会社勤めは「あさましき罪業」なの?:廣田万里子(2018年版法語カレンダー随想集『今日のことば』)

今回は五月の法語。

かの如来の本願力を観ずるに

凡愚遇うて空しく過ぐるものなし

「入出二門偈頌文」『真宗聖典』461頁

この法語についてコメントしているのは、廣田万里子(名古屋教区善福寺)という人だった。 この方は、父親が亡くなった体験を語り、そして最後にその父に念仏を勧めたというエピソード。念仏によって本願力に遭う者は救われるという話を書いている。
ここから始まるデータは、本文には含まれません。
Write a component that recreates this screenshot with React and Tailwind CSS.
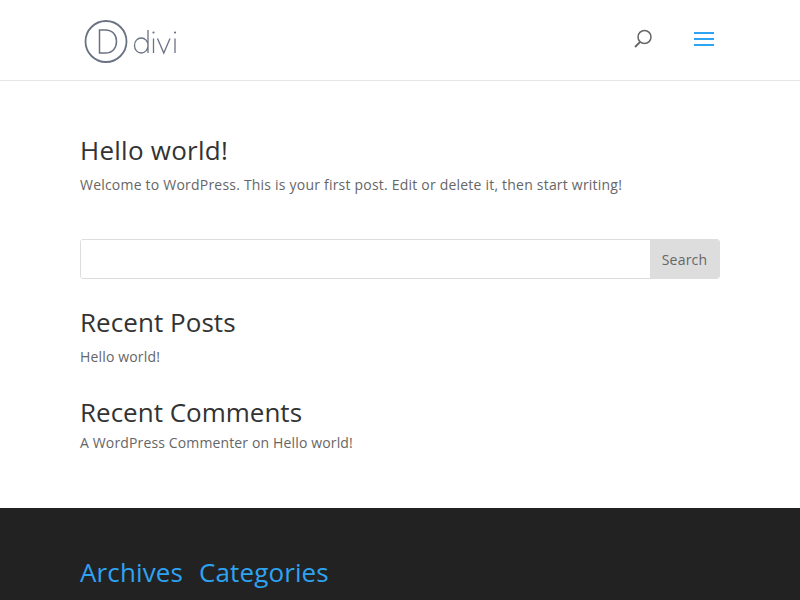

このコンセプト自体は間違ったものではないけれど、このコメントの途中に書かれた文章が気になった。

商売も会社勤めも、いわば「あさましき罪業」だとし、そんな罪業に毎日追い回されている我々のような愚かな者をたすけようとしてくださるのが阿弥陀の本願なのだと。

これは、蓮如の御文に基づく発言であるが、はっきり言ってナンセンスである。「商い」 を罪業とするのは中世の世界観であり、その当時の人々の文化的な共通認識であるため、蓮如がこのような発言をすることは頷ける。しかし、現代人のわれわれがこの認識をそのまま鵜呑みにして、「商売も会社勤めもあさましき罪業」と述べるのはいかがなものだろうか。これでは中世の差別的な世界観をそのまま引き継いだ上で教えを説いているため、差別の再生産になりかねない。「罪業は救われる」という着地点があったとしても、それは差別の再生産の可能性を十分に孕んでいる。

「商売」や「会社勤め」をあさましいと決めつけている人間の方が、よっぽど浅ましい。現代で貴族制は崩壊し、「罪業」は別のものにシフトしているのに、いまだに蓮如の世界観をそのまま引きずって「商売」を罪業扱いしている人に、現代社会を見抜く力も、その社会で生きる人々の苦しみも理解できないのではないだろうか。